Suite à cette période de ralentissement et de difficulté, les PME ont accès à des fonds financiers pour leur relance. Le développement d’une offre intégrant des objectifs de durabilité peut ainsi représenter une excellente opportunité pour une entreprise d’attirer des investisseurs et de se placer avantageusement sur son marché. Si les investissements prévus sont durables, ils s’insèrent ainsi dans la tendance à la hausse de tels investissements. En effet, ces nombreuses discussions pour une finance « verte » après la crise du Covid-19 semblent indiquer une volonté forte pour guider l’économie dans la direction d’une lutte contre le changement climatique. Comme évoqué plus tôt dans cet article, avec l’exemple de l’UE et des projets qui se développent pour une reprise incluant des objectifs durables, les institutions, les États, mais aussi d’autres investisseurs privés se positionnent de plus en plus pour chercher à repenser le fonctionnement économique actuel.

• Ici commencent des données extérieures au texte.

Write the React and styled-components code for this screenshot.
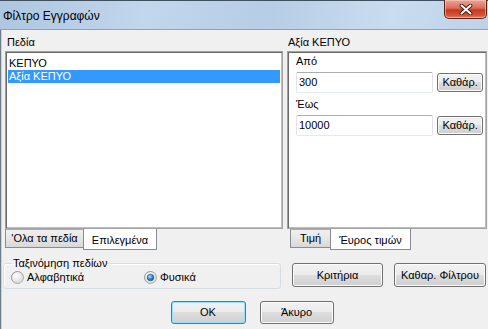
import React, { useState } from 'react'
import styled, { createGlobalStyle, css } from 'styled-components'

const GlobalStyle = createGlobalStyle`
  html, body {
    margin: 0;
    padding: 0;
    background: #f0f0f0;
    overflow: hidden;
  }
  body {
    font-family: "Liberation Sans", Arial, sans-serif;
    font-size: 11px;
    color: #000;
  }
`

const Window = styled.div`
  width: 488px;
  height: 329px;
  display: flex;
  flex-direction: column;
  overflow: hidden;
`

const TitleBar = styled.div`
  height: 28px;
  flex: none;
  display: flex;
  justify-content: space-between;
  align-items: flex-start;
  padding-right: 1px;
  border-top: 1px solid #3e4f60;
  border-bottom: 1px solid #8da3bb;
  background: linear-gradient(100deg, #aec6e0 0%, #c2d6ec 30%, #b7cde5 55%, #cadcef 80%, #bdd2e8 100%);
`

const Title = styled.div`
  font-size: 12px;
  line-height: 15px;
  padding: 8px 0 0 3px;
  color: #000;
`

const CloseButton = styled.button`
  width: 43px;
  height: 19px;
  margin-top: -1px;
  padding: 0;
  border: 1px solid #5f2418;
  border-top: none;
  border-radius: 0 0 5px 5px;
  background: linear-gradient(to bottom, #eaa597 0%, #dc6e58 45%, #c8391d 55%, #d2553a 85%, #e3866c 100%);
  box-shadow: inset 0 0 0 1px rgba(255, 210, 200, 0.5);
  display: flex;
  align-items: center;
  justify-content: center;
`

const Client = styled.div`
  flex: 1;
  display: flex;
  flex-direction: column;
  border-left: 1px solid #6f7c89;
  box-shadow: inset 1px 0 0 #c8d3de;
  padding-left: 4px;
`

const Columns = styled.div`
  display: grid;
  grid-template-columns: 278px 200px;
  column-gap: 4px;
`

const Pane = styled.div`
  display: flex;
  flex-direction: column;
`

const Caption = styled.div`
  height: 21px;
  box-sizing: border-box;
  padding: 6px 0 0 ${p => p.$indent || 2}px;
  line-height: 13px;
`

const sunken = css`
  box-sizing: border-box;
  height: 178px;
  background: #fff;
  border: 1px solid;
  border-color: #a0a0a0 #a3a3a3 #a3a3a3 #a0a0a0;
  box-shadow: inset 1px 1px 0 #696969, inset -1px -1px 0 #bdbdbd;
`

const ListBox = styled.div`
  ${sunken};
  padding: 2px 2px;
`

const ListItem = styled.div`
  height: 13px;
  line-height: 13px;
  padding-left: 1px;
  margin-top: ${p => (p.$first ? '3px' : '0')};
  background: ${p => (p.$selected ? '#3399ff' : 'transparent')};
  color: ${p => (p.$selected ? '#fff' : '#000')};
`

const ValuePanel = styled.div`
  ${sunken};
  padding: 3px 3px 0 8px;
`

const FieldLabel = styled.div`
  line-height: 13px;
  margin-top: ${p => p.$gap || 0}px;
  margin-bottom: 3px;
`

const FieldRow = styled.div`
  display: flex;
  align-items: center;
  gap: 4px;
  height: 22px;
`

const TextBox = styled.div`
  width: 138px;
  height: 21px;
  box-sizing: border-box;
  padding-left: 2px;
  line-height: 19px;
  background: #fff;
  border: 1px solid;
  border-color: #abadb3 #e2e3ea #e3e9ef #e2e3ea;
  border-radius: 2px;
`

const Button = styled.button`
  font: inherit;
  color: #000;
  width: ${p => p.$w}px;
  height: ${p => p.$h || 23}px;
  padding: 0;
  box-sizing: border-box;
  border: 1px solid ${p => (p.$default ? '#3c7fb1' : '#707070')};
  border-radius: 3px;
  background: linear-gradient(to bottom, #f2f2f2 0%, #ebebeb 49%, #dddddd 50%, #cfcfcf 100%);
  box-shadow: inset 0 0 0 1px ${p => (p.$default ? '#94e1fd' : '#fcfcfc')};
  line-height: 13px;
`

const TabStrip = styled.div`
  height: 22px;
  display: flex;
  align-items: flex-start;
  padding-left: ${p => p.$indent || 0}px;
`

const Tab = styled.div`
  width: ${p => p.$w}px;
  box-sizing: border-box;
  text-align: center;
  ${p =>
    p.$active
      ? css`
          height: 21px;
          line-height: 19px;
          padding-top: 2px;
          background: #fff;
          border: 1px solid #898c95;
          border-top: none;
          margin-left: -1px;
          position: relative;
        `
      : css`
          height: 19px;
          line-height: 17px;
          background: linear-gradient(to bottom, #f0f0f0 0%, #e6e6e6 50%, #d8d8d8 100%);
          border: 1px solid #898c95;
          border-top-color: #acacac;
        `}
`

const Bottom = styled.div`
  display: grid;
  grid-template-columns: 278px 200px;
  column-gap: 4px;
`

const GroupBox = styled.fieldset`
  margin: 6px 0 0 -2px;
  width: 278px;
  box-sizing: border-box;
  padding: 1px 0 4px 7px;
  border: 1px solid #d5dfe5;
  border-radius: 3px;
  box-shadow: inset 1px 1px 0 #fff;
  display: grid;
  grid-template-columns: 133px auto;
`

const Legend = styled.legend`
  padding: 0 1px;
  margin-left: 1px;
  line-height: 13px;
`

const RadioOption = styled.label`
  display: flex;
  align-items: center;
  gap: 3px;
  height: 13px;
  line-height: 13px;
`

const ActionRow = styled.div`
  display: flex;
  gap: 11px;
  padding: 12px 0 0 5px;
`

const DialogRow = styled.div`
  display: flex;
  justify-content: center;
  gap: 14px;
  padding-left: 11px;
  margin-top: 12px;
`

function CloseGlyph() {
  return (
    <svg width="14" height="11" viewBox="0 0 14 11">
      <path d="M2.5 1.5 L11.5 9.5 M11.5 1.5 L2.5 9.5" stroke="#4a160c" strokeWidth="3.8" strokeLinecap="round" />
      <path d="M2.5 1.5 L11.5 9.5 M11.5 1.5 L2.5 9.5" stroke="#fff" strokeWidth="2" strokeLinecap="round" />
    </svg>
  )
}

function Radio({ checked }) {
  return (
    <svg width="13" height="13" viewBox="0 0 13 13">
      <defs>
        <linearGradient id="rg-ring" x1="0" y1="0" x2="1" y2="1">
          <stop offset="0" stopColor="#8a8a8a" />
          <stop offset="1" stopColor="#b5b5b5" />
        </linearGradient>
        <radialGradient id="rg-fill" cx="0.4" cy="0.35" r="0.7">
          <stop offset="0" stopColor="#ffffff" />
          <stop offset="1" stopColor="#d6d6d6" />
        </radialGradient>
        <radialGradient id="rg-dot" cx="0.4" cy="0.35" r="0.7">
          <stop offset="0" stopColor="#b9e5fb" />
          <stop offset="0.5" stopColor="#3d8fd4" />
          <stop offset="1" stopColor="#14539a" />
        </radialGradient>
      </defs>
      <circle cx="6.5" cy="6.5" r="6" fill="url(#rg-fill)" stroke="url(#rg-ring)" />
      {checked && <circle cx="6.5" cy="6.5" r="3.3" fill="url(#rg-dot)" stroke="#1c4f86" strokeWidth="0.6" />}
    </svg>
  )
}

export default function App() {
  const [order, setOrder] = useState('natural')

  return (
    <Window>
      <GlobalStyle />
      <TitleBar>
        <Title>Φίλτρο Εγγραφών</Title>
        <CloseButton aria-label="close">
          <CloseGlyph />
        </CloseButton>
      </TitleBar>

      <Client>
        <Columns>
          <Pane>
            <Caption>Πεδία</Caption>
            <ListBox>
              <ListItem $first>ΚΕΠΥΟ</ListItem>
              <ListItem $selected>Αξία ΚΕΠΥΟ</ListItem>
            </ListBox>
            <TabStrip>
              <Tab $w={79}>'Ολα τα πεδία</Tab>
              <Tab $w={74} $active>Επιλεγμένα</Tab>
            </TabStrip>
          </Pane>

          <Pane>
            <Caption $indent={1}>Αξία ΚΕΠΥΟ</Caption>
            <ValuePanel>
              <FieldLabel>Από</FieldLabel>
              <FieldRow>
                <TextBox>300</TextBox>
                <Button $w={46} $h={19}>Καθάρ.</Button>
              </FieldRow>
              <FieldLabel $gap={5}>Έως</FieldLabel>
              <FieldRow>
                <TextBox>10000</TextBox>
                <Button $w={46} $h={19}>Καθάρ.</Button>
              </FieldRow>
            </ValuePanel>
            <TabStrip $indent={3}>
              <Tab $w={41}>Τιμή</Tab>
              <Tab $w={81} $active>Έυρος τιμών</Tab>
            </TabStrip>
          </Pane>
        </Columns>

        <Bottom>
          <GroupBox>
            <Legend>Ταξινόμηση πεδίων</Legend>
            <RadioOption onClick={() => setOrder('alpha')}>
              <Radio checked={order === 'alpha'} />
              Αλφαβητικά
            </RadioOption>
            <RadioOption onClick={() => setOrder('natural')}>
              <Radio checked={order === 'natural'} />
              Φυσικά
            </RadioOption>
          </GroupBox>
          <ActionRow>
            <Button $w={91} $h={24}>Κριτήρια</Button>
            <Button $w={92} $h={24}>Καθαρ. Φίλτρου</Button>
          </ActionRow>
        </Bottom>

        <DialogRow>
          <Button $w={75} $default>OK</Button>
          <Button $w={74}>Άκυρο</Button>
        </DialogRow>
      </Client>
    </Window>
  )
}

Dans un précédent article, nous avons également abordé le sujet et montré que la finance durable est en forte croissance ces dernières années. Inclure des objectifs de durabilité renforce la compétitivité d’une entreprise aux yeux des investisseurs. Les milieux des énergies fossiles perdent de plus en plus leur attrait, alors que les technologies plus respectueuses des critères environnementaux et sociaux de la durabilité connaissent une croissance de l’investissement. 

 

Il est par ailleurs possible que, suite à la crise, les modes d’investissement changent. La crise sanitaire a pu souligner certaines faiblesses dans des industries liées encore fortement au non-renouvelable. La demande des investisseurs semble tendre vers le durable, par exemple en Asie, les investisseurs cherchent à s’impliquer en prenant en compte des critères sociaux et environnementaux. Une situation de crise se présente donc aussi comme une possibilité de modifier les comportements, dévoilant les faiblesses d’un développement suivant le modèle du « business as usual ». La perte de valeur de domaines à fort potentiel d’émissions semble se poursuivre. En plus d’une crise sanitaire, ce début d’année 2020 a également permis de créer de nouvelles opportunités d’investissement et d’appuyer l’importance de la responsabilité sociale des entreprises. L’influence des investisseurs ouvre un potentiel d’amélioration, si les entreprises décident de prendre en compte ces facteurs pour se présenter comme plus compétitives au sein de leurs domaines respectifs. 

 

Malgré la difficulté de la situation actuelle, une crise aussi importante permet une remise en question plus profonde. La situation économique fortement perturbée peut permettre une reprise basée sur de nouvelles recettes, cherchant à développer de nouvelles bases. Que des officiels au niveau de l’UE, ainsi que des géants du secteur privé signent un document remettant en cause la conception de la prospérité et les priorités telles qu’elles sont définies actuellement représente un pas vers un chemin plus durable pour le fonctionnement économique. Les États ont par ailleurs un rôle important à jouer à ce niveau, notamment par les soutiens financiers qu’ils vont inévitablement devoir apporter. Les semaines et mois à venir sont porteurs d’une incertitude profonde, mais également d’une volonté d’avancer et de créer de nouvelles solutions. La nécessité de maintenir les systèmes économiques ne semble pas se présenter comme contredisant un développement durable. Cette période à venir offre de multiples opportunités de se réinventer, de progresser et de bénéficier d’aides pour que les entreprises puissent non seulement maintenir, mais également améliorer leur fonctionnement.